Morgan has defended himself again against allegations of phone hacking despite the revelation of the 2009 tapes, the Daily Beast reported. On July 26 he reportedly told the Beast “There is no contradiction between my comments on Kirsty Young’s Desert Island Discs show and my unequivocal statements with regard to phone-hacking.”
“Millions of people heard these comments when I first made them in 2009 on one of the BBC’s longest-running radio shows, and none deduced that I was admitting to, or condoning illegal reporting activity. Kirsty asked me a fairly lengthy question about how I felt dealing with people operating at the sharp end of investigative journalism.
“My answer was not specific to any of the numerous examples she gave, but a general observation about tabloid newspaper reporters and private investigators. As I have said before, I have never hacked a phone, told anyone to hack a phone, nor to my knowledge published any story obtained from the hacking of a phone.”
Forbes’ Jeff Bercovici described the Guido Fawkes-released tapes as “nothing close to a smoking gun.”
Morgan tweeted a link to Zelo Street blog, which claimed that Guido Fawkes’ report has “no research, no result” and claimed the report “tried to smear Morgan based on inflating quotes from old interviews, hearsay about past stories, and even recycling items from Private Eye.”
Morgan tweeted in the morning of July 27 that he’ll “be making no further comment on this #Hackgate nonsense. But important for everyone to know exactly who these lying smearers are.” He also took a hit at his accusers, tweeting “I don’t mind being wrongly smeared with all this #Hackgate stuff, I’d just rather it wasn’t done by liars, druggie ex-bankrupts and conmen.”
UK Times Editor: Readers Axed Subscriptions Because of Phone Hacking
James Harding, editor of News International-owned The Times, reportedly disclosed that as a result of the past month’s revelations at News of the World, readers “canceled subscriptions to the Times and to the digital versions of the paper,” the Guardian reported.

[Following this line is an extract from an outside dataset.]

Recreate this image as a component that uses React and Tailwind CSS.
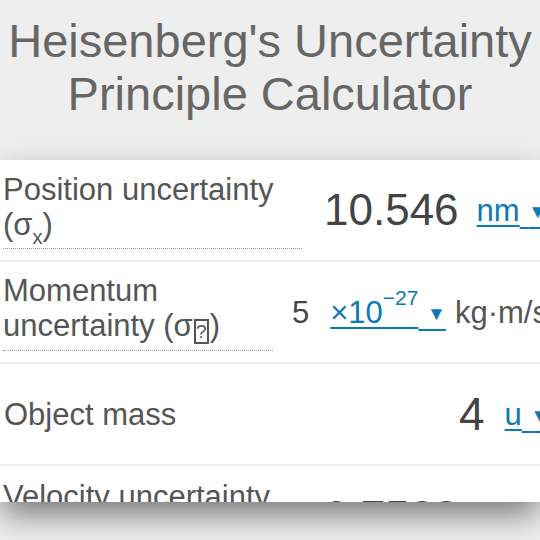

Harding called News International’s “handling” of the scandal “catastrophic.”
Charities Didn’t Want News of the World $
The New York Times published an article by former News of the World defense editor Paul McNamara, who worked with News of the World until its closure mid-July, about the end of the newspaper.
As iMediaEthics has previously reported, News International announced that all profits from the the last edition of the newspaper would be donated to charity. However, McNamara explained that giving the money away wasn’t easy, as the money seemed tainted. The money amounted to “more than $4.5 million,” he wrote, but he “had to beg” charities to accept the money.
“All the charities said something along the lines of: ‘Paul, we’re grateful for everything you have helped us with over the past two years, but we can’t. There are family members of dead servicemen on our board, and they will not accept News of the World’s money.’ It took me from 4 p.m. Friday to just about 4 p.m. Saturday — nearly 50 phone calls in all — to find three charities that were happy to accept more than $1.5 million each from us; I hope it serves them well.”